Dr. Walter Fast, associate professor of medicinal chemistry at The University of Texas at Austin’s College of Pharmacy, has been awarded a four-year $2.1 million grant from the National Institutes of Health (NIH) to develop small-molecules that counter antibiotic resistance in Gram-negative bacteria. If successful, the research could lead to new drugs for clinicians to use in treating bacterial infections that are resistant to most antibiotics.
Fast is studying a class of enzymes, called metallo-beta-lactamases, that confer resistance to almost all clinically-used beta-lactam antibiotics, including penicillins, cephalosporins, and even carbapenems that are often used as ‘drugs of last resort’ for treating resistant infections. One of the more prominent examples is a ‘superbug’ called NDM, named after its primary resistance determinant New Delhi metallo-beta-lactamase, which has quickly spread worldwide after its 2008 discovery in India.
“Inhibitors of these enzymes could resurrect our ability to use a whole class of antibiotics on resistant infections” Fast said, adding “but there are currently no approved drugs that counter metallo-beta-lactamase activity.”

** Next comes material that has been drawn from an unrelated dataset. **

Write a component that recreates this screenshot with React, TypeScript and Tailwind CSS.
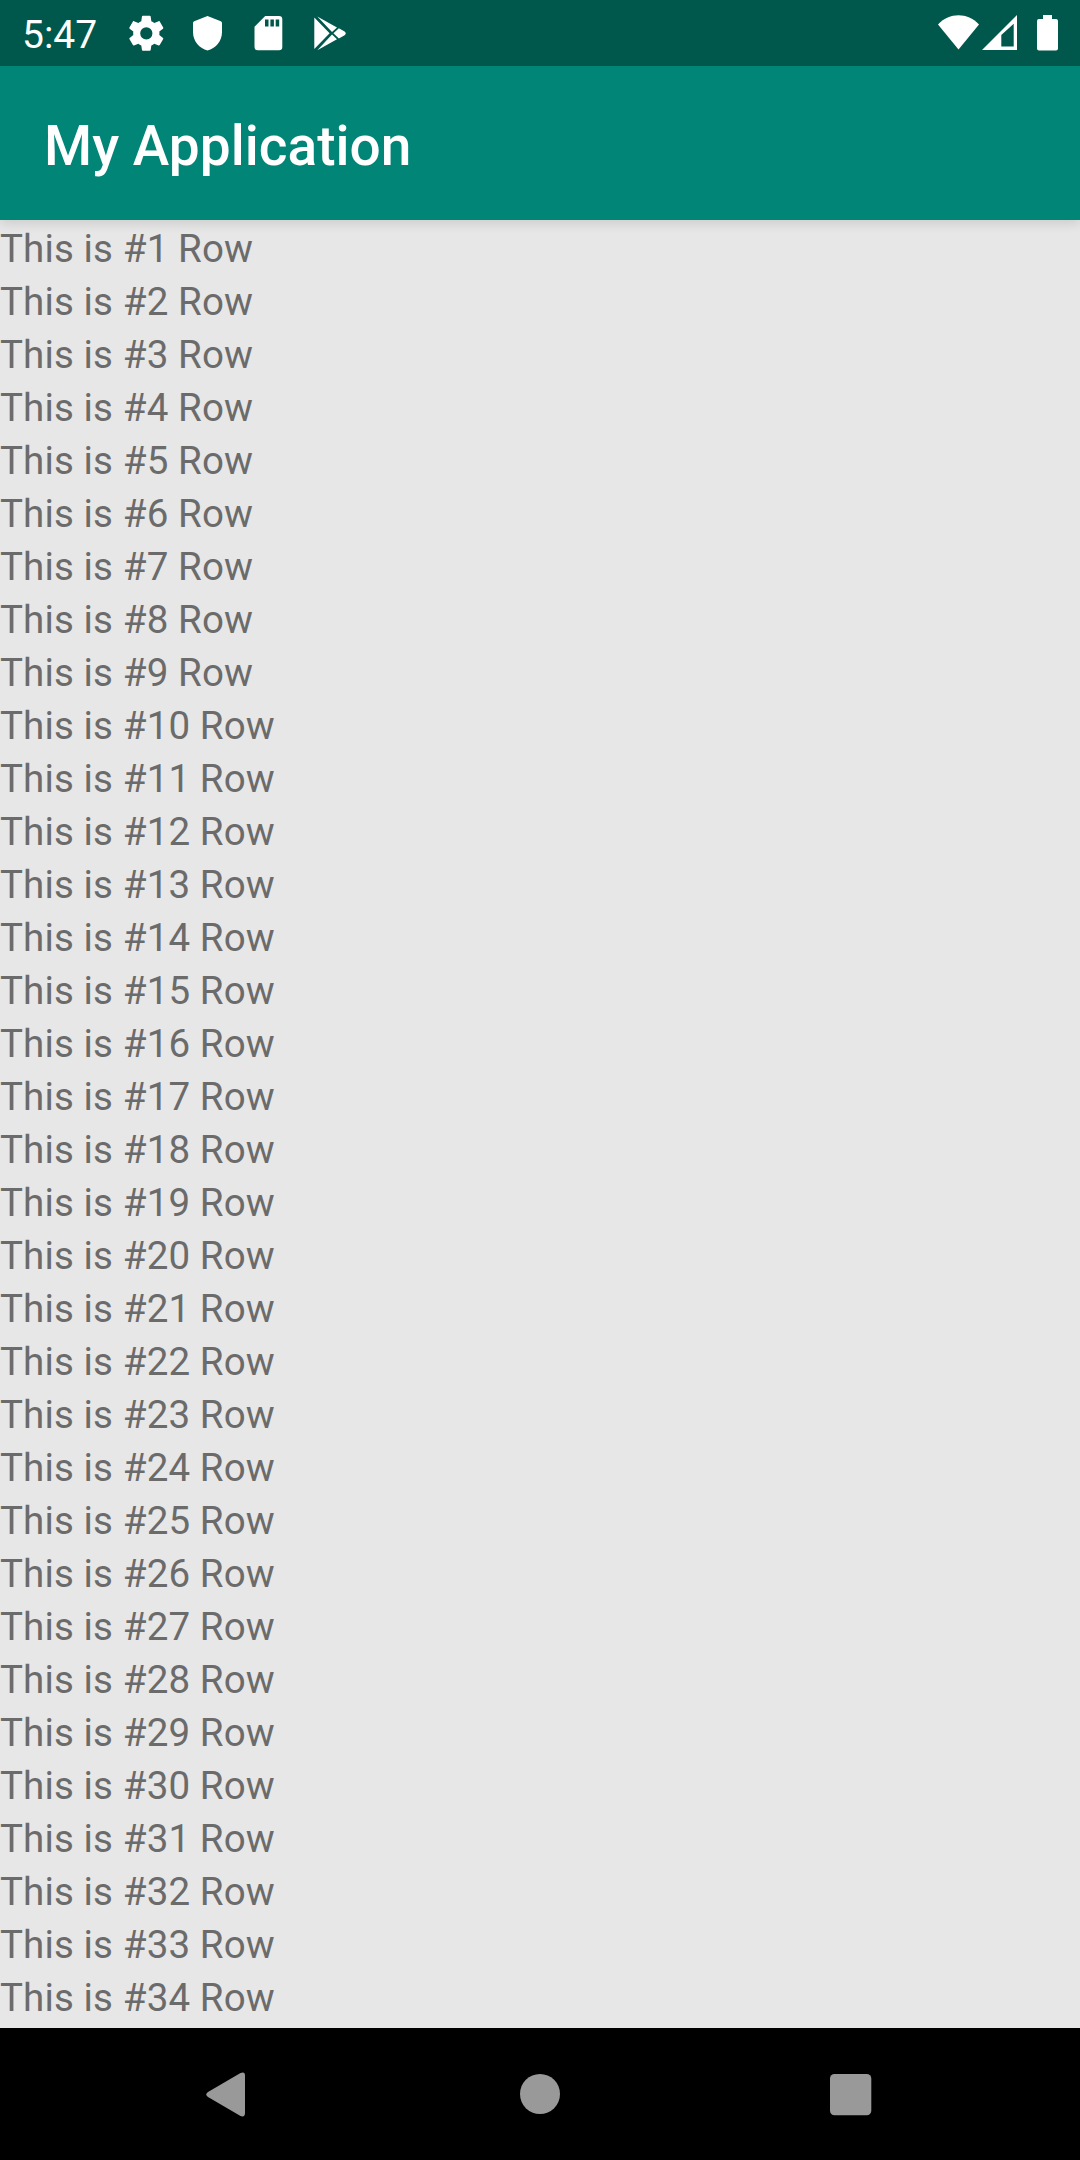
const rows = Array.from({ length: 34 }, (_, i) => i + 1);

function StatusBar() {
  return (
    <header className="z-20 flex h-[66px] shrink-0 items-center justify-between bg-[#00574b] pl-[22px] pr-[20px] text-white">
      <div className="flex items-center">
        <span className="w-[103px] pt-[4px] text-[39px] leading-[62px]">5:47</span>
        <div className="flex items-center gap-[19px]">
          <svg className="size-[42px]" viewBox="0 0 24 24" fill="currentColor">
            <path transform="translate(.18 .18)" d="M19.43 12.98c.04-.32.07-.64.07-.98s-.03-.66-.07-.98l2.11-1.65c.19-.15.24-.42.12-.64l-2-3.46c-.12-.22-.39-.3-.61-.22l-2.49 1c-.52-.4-1.08-.73-1.69-.98l-.38-2.65C14.46 2.18 14.25 2 14 2h-4c-.25 0-.46.18-.49.42l-.38 2.65c-.61.25-1.17.59-1.69.98l-2.49-1c-.23-.09-.49 0-.61.22l-2 3.46c-.13.22-.07.49.12.64l2.11 1.65c-.04.32-.07.65-.07.98s.03.66.07.98l-2.11 1.65c-.19.15-.24.42-.12.64l2 3.46c.12.22.39.3.61.22l2.49-1c.52.4 1.08.73 1.69.98l.38 2.65c.03.24.24.42.49.42h4c.25 0 .46-.18.49-.42l.38-2.65c.61-.25 1.17-.59 1.69-.98l2.49 1c.23.09.49 0 .61-.22l2-3.46c.12-.22.07-.49-.12-.64zM12 15.5a3.5 3.5 0 1 1 0-7 3.5 3.5 0 0 1 0 7z" />
          </svg>
          <svg className="size-[42px]" viewBox="0 0 42 42" fill="currentColor">
            <path d="M21.5 4 34.8 9.2Q36 9.7 36 11V20C36 29.5 29.5 36.5 21.5 38.5 13.5 36.5 7 29.5 7 20V11Q7 9.7 8.2 9.2Z" />
          </svg>
          <svg className="size-[42px]" viewBox="0 0 42 42" fill="currentColor" fillRule="evenodd">
            <path d="M18.2 4H32Q35.3 4 35.3 7.3V35Q35.3 38.3 32 38.3H10.8Q7.5 38.3 7.5 35V14.7ZM18 7.5V14.5H21.5V7.5ZM23.4 7.5V14.5H26.9V7.5ZM28.7 7.5V14.5H32.2V7.5Z" />
          </svg>
          <svg className="size-[42px]" viewBox="0 0 42 42" fill="currentColor">
            <path d="M6.3 5.6 21.6 21.3 6.3 37ZM9.3 4.4 29 15.4 24 20ZM9.3 38.2 29 27.2 24 22.6ZM25.4 21.3 30.9 16.2 36.6 19.4Q39 21.3 36.6 23.2L30.9 26.4Z" />
          </svg>
        </div>
      </div>
      <div className="flex items-center">
        <svg className="h-[42px] w-[44px]" viewBox="0 0 44 42" fill="currentColor">
          <path d="M2 12.5C8 6 15 3.3 22.5 3.3S37 6 43 12.5L22.5 37.5Z" />
        </svg>
        <svg className="h-[42px] w-[44px]" viewBox="0 0 44 42" fill="currentColor" fillRule="evenodd">
          <path d="M2 38 37 3V38ZM21.3 23V34.4H33.7V11.8Z" />
        </svg>
        <svg className="h-[42px] w-[36px]" viewBox="0 0 36 42" fill="currentColor">
          <path d="M19 3H28V7H32Q34 7 34 9V36.5Q34 38.5 32 38.5H15Q13 38.5 13 36.5V9Q13 7 15 7H19Z" />
        </svg>
      </div>
    </header>
  );
}

function NavigationBar() {
  return (
    <nav className="flex h-[132px] shrink-0 items-center justify-between bg-black px-[205px] text-[#999999]">
      <svg className="size-[48px]" viewBox="0 0 48 48" fill="currentColor">
        <path d="M35.5 3Q40 1 40 5.5V43Q40 47.5 35.5 46L3 27Q-.5 24.5 3 22Z" />
      </svg>
      <svg className="size-[48px]" viewBox="0 0 48 48" fill="currentColor">
        <circle cx="24" cy="24" r="20" />
      </svg>
      <svg className="size-[48px]" viewBox="0 0 48 48" fill="currentColor">
        <rect x="3" y="4" width="41.3" height="41.3" rx="4.5" />
      </svg>
    </nav>
  );
}

export default function App() {
  return (
    <div className="flex h-[2160px] w-[1080px] flex-col overflow-hidden bg-[#e7e7e7] font-[Roboto,sans-serif]">
      <StatusBar />
      <div className="z-10 flex h-[154px] shrink-0 items-center bg-[#008577] pl-[44px] pt-[7px] text-[55px] font-medium tracking-[0.03px] text-white shadow-[0_4px_10px_rgba(0,0,0,0.11)]">
        My Application
      </div>
      <main className="min-h-0 flex-1 overflow-hidden pt-[2px] text-[38.5px] leading-[53px] tracking-[0.13px] text-[#6b6b6b]">
        {rows.map((n) => (
          <div key={n}>This is #{n} Row</div>
        ))}
      </main>
      <NavigationBar />
    </div>
  );
}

Fast had studied metallo-beta-lactamases as a postdoctoral fellow, but moved his focus to structurally related proteins that interfere with interbacterial communication pathways when he joined the UT Austin faculty in 2002, on-going work that is currently funded by a National Science Foundation grant.
“After hearing about NDM on the news,” said Fast “I felt like we could build on what we’ve learned from related proteins and really make a meaningful contribution.”
He recruited an interdisciplinary research team with labs headed by Dr. Seth Cohen at the University of California, San Diego; Dr. Robert Bonomo at Case Western Reserve University; and Drs. Michael Crowder, David Tierney and Rick Page at the University of Miami, Ohio. The teams use fragment-based library design, high-throughput screening, enzymology, biophysical characterization, X-ray crystallography and microbiology to develop drug-like inhibitors that target the most clinically prevalent metallo-beta-lactamases. The Center for Infectious Disease and the small-molecule screening core of the Texas Screening Alliance at The University of Texas at Austin will also provide important resources for the project. Ultimately, the team’s goal is to develop a suite of structurally diverse inhibitors suitable for pre-clinical trials.